Le dernier livre de l’artiste, historien et collectionneur d’art Edwart Vignot est paru aux Editions Place des Victoires. Intitulé L’art de la copie, Les maîtres d’après les maîtres, ce livre à destination du grand public se propose de répondre à la question énoncée dès l’introduction : « Une copie faite par un grand maître est-elle encore une copie ? »
Pour y répondre, l’auteur choisit d’exposer la manière dont de très grands peintres ont copié des tableaux célèbres, qu’ils les aient découverts dans un musée comme Degas au Louvre, qu’ils les aient choisis dans leur propre collection comme Cézanne ou qu’ils aient entrepris de grands voyages pour s’y confronter comme Delacroix partant sur les traces de Turner ou Manet sur les terres de Goya. Ces parallèles entre artistes permettent de mettre au jour l’enjeu d’apprentissage d’un tel exercice. L’auteur nous apprend ainsi que c’est en copiant les estampes japonaises d’Hiroshige que Van Gogh a changé sa façon de cadrer les images, et que c’est après avoir travaillé les œuvres de Monticelli qu’il a modifié sa touche et sa palette à la fin de sa vie. Mais Van Gogh n’est pas le seul à avoir appris de ses aînés ; Rembrandt s’est inspiré de Lastman pour travailler ses jeux de clair-obscur, tandis que Delacroix, reprenant Rubens, lui a emprunté ses « fameuses ombres teintées de rouge rubis ».
S’intéressant à des copies avérées comme à des toiles présentant d’étranges ressemblances sans pour autant se superposer, l’auteur montre qu’une copie n’est pas obligatoirement servile (selon l’expression consacrée). L’artiste qui recopie une œuvre s’approprie certes une certaine iconographie mais la réinterprète bien souvent avec son propre style. Les différences entre le modèle et sa copie peuvent être nombreuses et elles ne sont jamais anodines. Ainsi, lorsque Marquet réinterprète en dessin une des peintures de Chardin, c’est pour mieux en travailler la lumière. Et quand Bellini élargit le cadre d’une scène biblique de Montegna, il a pour ambition de la rendre plus douce, moins dramatique. La pratique de l’inversion de la composition, qui est loin d’être rare, est plus énigmatique. On la trouve chez Boninghton reprenant le tableau Henri IV recevant l’ambassadeur d’Espagne d’Ingres mais aussi chez Fragonard réinterprétant la toile La Sainte famille avec des anges de Rembrandt.
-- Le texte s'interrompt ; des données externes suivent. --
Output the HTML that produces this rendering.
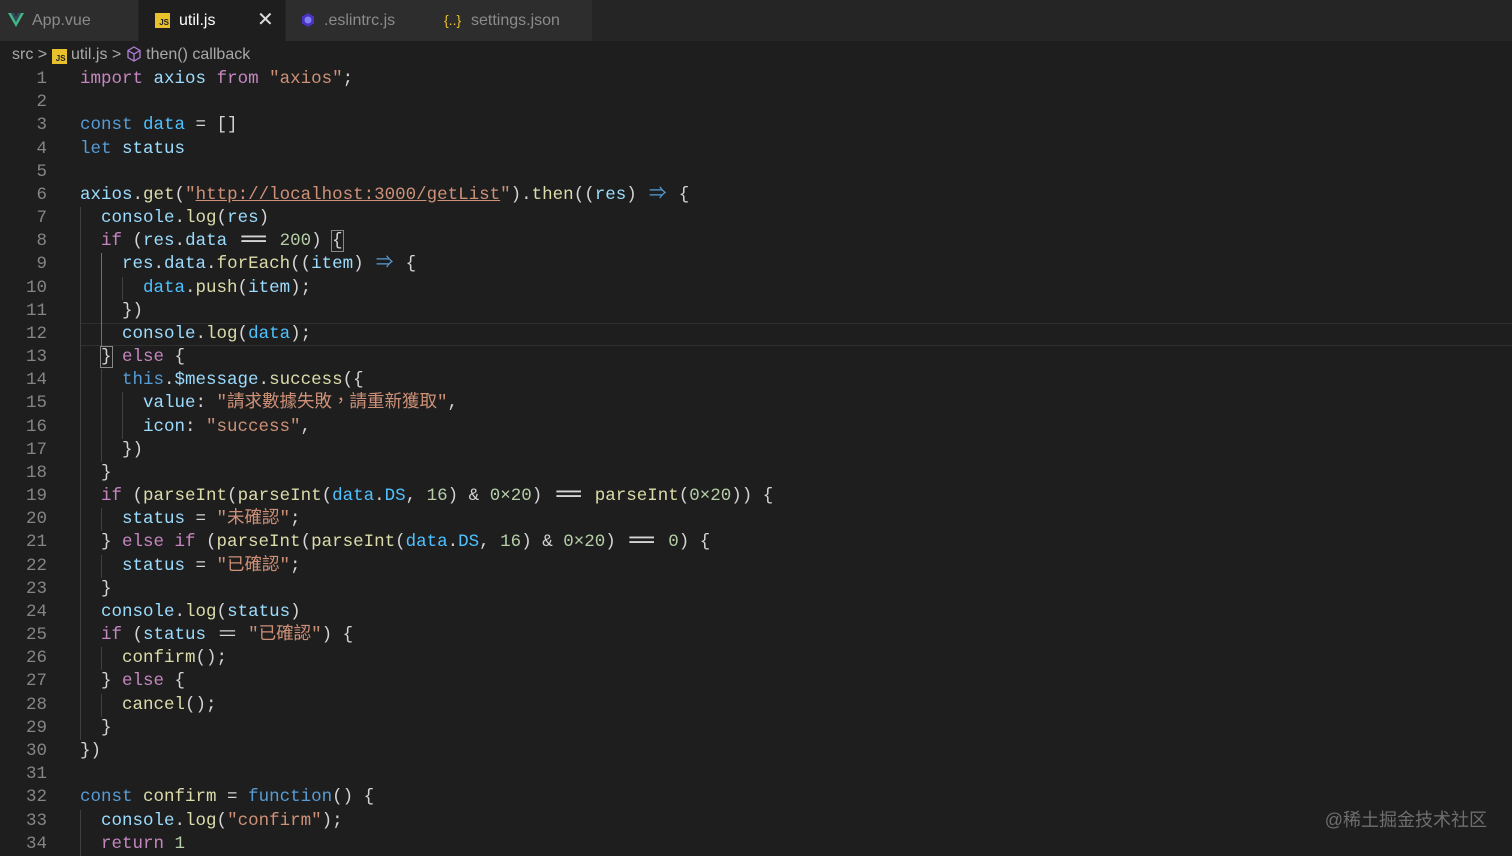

Que ce soit une petite touche naturaliste portée par l’ajout d’une rivière dans la composition de Michelangelo reprenant La tentation de Saint Antoine de Schongauer ou le renversement complet produit par la suppression des personnages présents au premier plan de l’œuvre Apollon et Marsyas de Vannucci lors de sa reproduction par Degas, la copie conduit à de véritables innovations. Pratique essentielle de la formation des artistes, et notamment des jeunes peintres à l’image de Delacroix qui, comme le rappelle l’auteur, a effectué ses premières copies à quatorze ans, elle peut perdurer tout au long d’une carrière. Parce qu’il permet la comparaison, c’est bien souvent à travers cet exercice qu’on perçoit l’envergure d’un artiste. C’est aussi par lui que, quelques fois, l’élève dépasse le maître. Ainsi, Verrocchio a abandonné la peinture pour la sculpture en regardant les copies de ses propres œuvres par son plus fidèle apprenti : Da Vinci.
Illustré par plus de 200 reproductions d’œuvres et de détails d’œuvres, ce livre au format malléable permet de comparer les versions avec précision. Les anecdotes qu’il recèle sont rédigées en six langues et s’adressent donc aux amateurs d’art du monde entier.